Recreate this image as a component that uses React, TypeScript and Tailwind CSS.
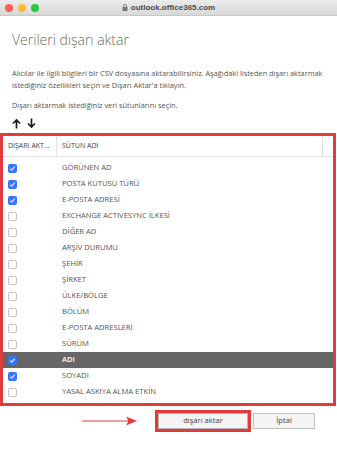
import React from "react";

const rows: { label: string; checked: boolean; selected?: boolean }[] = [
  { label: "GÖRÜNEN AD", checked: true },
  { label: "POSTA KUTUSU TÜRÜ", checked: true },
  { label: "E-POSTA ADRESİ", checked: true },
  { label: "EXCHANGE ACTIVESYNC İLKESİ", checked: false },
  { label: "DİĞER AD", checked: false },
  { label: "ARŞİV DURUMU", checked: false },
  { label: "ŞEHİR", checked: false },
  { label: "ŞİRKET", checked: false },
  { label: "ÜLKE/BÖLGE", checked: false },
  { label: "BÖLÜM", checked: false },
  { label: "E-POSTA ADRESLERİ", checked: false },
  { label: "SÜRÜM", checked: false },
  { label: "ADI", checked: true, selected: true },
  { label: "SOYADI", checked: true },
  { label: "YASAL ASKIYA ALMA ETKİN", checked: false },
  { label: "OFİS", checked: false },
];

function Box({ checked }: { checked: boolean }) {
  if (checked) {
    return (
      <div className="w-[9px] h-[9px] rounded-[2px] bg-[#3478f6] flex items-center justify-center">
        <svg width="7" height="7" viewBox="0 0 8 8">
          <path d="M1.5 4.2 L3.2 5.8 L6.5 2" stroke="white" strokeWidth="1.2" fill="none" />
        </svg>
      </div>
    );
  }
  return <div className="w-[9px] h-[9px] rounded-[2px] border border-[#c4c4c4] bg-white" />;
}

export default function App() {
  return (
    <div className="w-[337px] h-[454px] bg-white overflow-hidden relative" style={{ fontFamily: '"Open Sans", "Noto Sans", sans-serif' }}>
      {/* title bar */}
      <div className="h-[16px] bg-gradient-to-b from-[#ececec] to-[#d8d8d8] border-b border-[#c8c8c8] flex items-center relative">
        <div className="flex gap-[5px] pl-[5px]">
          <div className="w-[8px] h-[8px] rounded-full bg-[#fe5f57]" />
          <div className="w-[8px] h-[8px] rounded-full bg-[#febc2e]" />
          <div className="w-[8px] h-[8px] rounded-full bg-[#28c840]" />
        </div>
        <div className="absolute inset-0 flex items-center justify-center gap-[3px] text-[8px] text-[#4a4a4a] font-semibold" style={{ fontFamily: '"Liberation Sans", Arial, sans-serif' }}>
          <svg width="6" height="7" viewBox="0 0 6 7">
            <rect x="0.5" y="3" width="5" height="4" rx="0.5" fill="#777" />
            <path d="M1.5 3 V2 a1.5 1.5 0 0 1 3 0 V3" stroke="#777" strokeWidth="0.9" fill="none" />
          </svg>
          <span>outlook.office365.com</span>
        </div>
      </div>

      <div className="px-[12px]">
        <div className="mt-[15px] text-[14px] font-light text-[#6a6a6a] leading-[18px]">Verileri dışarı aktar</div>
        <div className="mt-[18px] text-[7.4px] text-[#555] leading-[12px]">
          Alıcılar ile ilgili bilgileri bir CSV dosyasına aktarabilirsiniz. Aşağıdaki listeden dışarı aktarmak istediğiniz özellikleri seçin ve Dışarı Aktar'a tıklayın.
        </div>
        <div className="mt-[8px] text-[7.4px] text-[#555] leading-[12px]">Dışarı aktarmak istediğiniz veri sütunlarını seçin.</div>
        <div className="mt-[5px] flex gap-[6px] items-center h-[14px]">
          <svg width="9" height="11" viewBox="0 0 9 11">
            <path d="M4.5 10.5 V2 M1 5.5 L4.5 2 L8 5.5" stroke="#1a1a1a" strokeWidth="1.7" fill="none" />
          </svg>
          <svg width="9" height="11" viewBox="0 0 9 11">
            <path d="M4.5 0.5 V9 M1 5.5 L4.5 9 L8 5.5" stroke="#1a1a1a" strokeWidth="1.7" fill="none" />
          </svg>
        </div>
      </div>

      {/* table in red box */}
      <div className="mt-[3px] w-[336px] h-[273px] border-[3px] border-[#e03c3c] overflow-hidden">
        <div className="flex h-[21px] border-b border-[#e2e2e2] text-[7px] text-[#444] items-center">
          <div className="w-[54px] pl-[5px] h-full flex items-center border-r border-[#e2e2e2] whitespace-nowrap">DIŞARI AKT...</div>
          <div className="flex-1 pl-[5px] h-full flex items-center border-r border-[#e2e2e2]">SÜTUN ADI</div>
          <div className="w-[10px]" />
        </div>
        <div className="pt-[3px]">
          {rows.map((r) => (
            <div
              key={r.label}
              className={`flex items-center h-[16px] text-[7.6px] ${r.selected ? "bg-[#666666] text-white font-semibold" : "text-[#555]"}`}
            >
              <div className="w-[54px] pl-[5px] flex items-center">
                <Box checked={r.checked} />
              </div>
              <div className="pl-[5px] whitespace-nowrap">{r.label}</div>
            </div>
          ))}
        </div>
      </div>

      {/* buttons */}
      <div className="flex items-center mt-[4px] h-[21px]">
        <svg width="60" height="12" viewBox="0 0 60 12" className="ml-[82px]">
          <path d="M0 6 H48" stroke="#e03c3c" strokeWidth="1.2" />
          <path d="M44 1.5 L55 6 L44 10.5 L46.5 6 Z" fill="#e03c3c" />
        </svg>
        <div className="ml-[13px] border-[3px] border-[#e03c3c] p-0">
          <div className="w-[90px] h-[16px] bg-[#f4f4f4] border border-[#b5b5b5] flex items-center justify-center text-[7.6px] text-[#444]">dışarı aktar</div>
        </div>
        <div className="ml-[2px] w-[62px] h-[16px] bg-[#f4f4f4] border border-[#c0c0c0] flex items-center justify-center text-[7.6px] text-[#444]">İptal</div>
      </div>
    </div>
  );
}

******

**Task goal**
Take the listing and print it again exactly, but without any pictures.

**Written response**
Recreate this image as a component that uses React, TypeScript and Tailwind CSS.
import React from "react";

const rows: { label: string; checked: boolean; selected?: boolean }[] = [
  { label: "GÖRÜNEN AD", checked: true },
  { label: "POSTA KUTUSU TÜRÜ", checked: true },
  { label: "E-POSTA ADRESİ", checked: true },
  { label: "EXCHANGE ACTIVESYNC İLKESİ", checked: false },
  { label: "DİĞER AD", checked: false },
  { label: "ARŞİV DURUMU", checked: false },
  { label: "ŞEHİR", checked: false },
  { label: "ŞİRKET", checked: false },
  { label: "ÜLKE/BÖLGE", checked: false },
  { label: "BÖLÜM", checked: false },
  { label: "E-POSTA ADRESLERİ", checked: false },
  { label: "SÜRÜM", checked: false },
  { label: "ADI", checked: true, selected: true },
  { label: "SOYADI", checked: true },
  { label: "YASAL ASKIYA ALMA ETKİN", checked: false },
  { label: "OFİS", checked: false },
];

function Box({ checked }: { checked: boolean }) {
  if (checked) {
    return (
      <div className="w-[9px] h-[9px] rounded-[2px] bg-[#3478f6] flex items-center justify-center">
        <svg width="7" height="7" viewBox="0 0 8 8">
          <path d="M1.5 4.2 L3.2 5.8 L6.5 2" stroke="white" strokeWidth="1.2" fill="none" />
        </svg>
      </div>
    );
  }
  return <div className="w-[9px] h-[9px] rounded-[2px] border border-[#c4c4c4] bg-white" />;
}

export default function App() {
  return (
    <div className="w-[337px] h-[454px] bg-white overflow-hidden relative" style={{ fontFamily: '"Open Sans", "Noto Sans", sans-serif' }}>
      {/* title bar */}
      <div className="h-[16px] bg-gradient-to-b from-[#ececec] to-[#d8d8d8] border-b border-[#c8c8c8] flex items-center relative">
        <div className="flex gap-[5px] pl-[5px]">
          <div className="w-[8px] h-[8px] rounded-full bg-[#fe5f57]" />
          <div className="w-[8px] h-[8px] rounded-full bg-[#febc2e]" />
          <div className="w-[8px] h-[8px] rounded-full bg-[#28c840]" />
        </div>
        <div className="absolute inset-0 flex items-center justify-center gap-[3px] text-[8px] text-[#4a4a4a] font-semibold" style={{ fontFamily: '"Liberation Sans", Arial, sans-serif' }}>
          <svg width="6" height="7" viewBox="0 0 6 7">
            <rect x="0.5" y="3" width="5" height="4" rx="0.5" fill="#777" />
            <path d="M1.5 3 V2 a1.5 1.5 0 0 1 3 0 V3" stroke="#777" strokeWidth="0.9" fill="none" />
          </svg>
          <span>outlook.office365.com</span>
        </div>
      </div>

      <div className="px-[12px]">
        <div className="mt-[15px] text-[14px] font-light text-[#6a6a6a] leading-[18px]">Verileri dışarı aktar</div>
        <div className="mt-[18px] text-[7.4px] text-[#555] leading-[12px]">
          Alıcılar ile ilgili bilgileri bir CSV dosyasına aktarabilirsiniz. Aşağıdaki listeden dışarı aktarmak istediğiniz özellikleri seçin ve Dışarı Aktar'a tıklayın.
        </div>
        <div className="mt-[8px] text-[7.4px] text-[#555] leading-[12px]">Dışarı aktarmak istediğiniz veri sütunlarını seçin.</div>
        <div className="mt-[5px] flex gap-[6px] items-center h-[14px]">
          <svg width="9" height="11" viewBox="0 0 9 11">
            <path d="M4.5 10.5 V2 M1 5.5 L4.5 2 L8 5.5" stroke="#1a1a1a" strokeWidth="1.7" fill="none" />
          </svg>
          <svg width="9" height="11" viewBox="0 0 9 11">
            <path d="M4.5 0.5 V9 M1 5.5 L4.5 9 L8 5.5" stroke="#1a1a1a" strokeWidth="1.7" fill="none" />
          </svg>
        </div>
      </div>

      {/* table in red box */}
      <div className="mt-[3px] w-[336px] h-[273px] border-[3px] border-[#e03c3c] overflow-hidden">
        <div className="flex h-[21px] border-b border-[#e2e2e2] text-[7px] text-[#444] items-center">
          <div className="w-[54px] pl-[5px] h-full flex items-center border-r border-[#e2e2e2] whitespace-nowrap">DIŞARI AKT...</div>
          <div className="flex-1 pl-[5px] h-full flex items-center border-r border-[#e2e2e2]">SÜTUN ADI</div>
          <div className="w-[10px]" />
        </div>
        <div className="pt-[3px]">
          {rows.map((r) => (
            <div
              key={r.label}
              className={`flex items-center h-[16px] text-[7.6px] ${r.selected ? "bg-[#666666] text-white font-semibold" : "text-[#555]"}`}
            >
              <div className="w-[54px] pl-[5px] flex items-center">
                <Box checked={r.checked} />
              </div>
              <div className="pl-[5px] whitespace-nowrap">{r.label}</div>
            </div>
          ))}
        </div>
      </div>

      {/* buttons */}
      <div className="flex items-center mt-[4px] h-[21px]">
        <svg width="60" height="12" viewBox="0 0 60 12" className="ml-[82px]">
          <path d="M0 6 H48" stroke="#e03c3c" strokeWidth="1.2" />
          <path d="M44 1.5 L55 6 L44 10.5 L46.5 6 Z" fill="#e03c3c" />
        </svg>
        <div className="ml-[13px] border-[3px] border-[#e03c3c] p-0">
          <div className="w-[90px] h-[16px] bg-[#f4f4f4] border border-[#b5b5b5] flex items-center justify-center text-[7.6px] text-[#444]">dışarı aktar</div>
        </div>
        <div className="ml-[2px] w-[62px] h-[16px] bg-[#f4f4f4] border border-[#c0c0c0] flex items-center justify-center text-[7.6px] text-[#444]">İptal</div>
      </div>
    </div>
  );
}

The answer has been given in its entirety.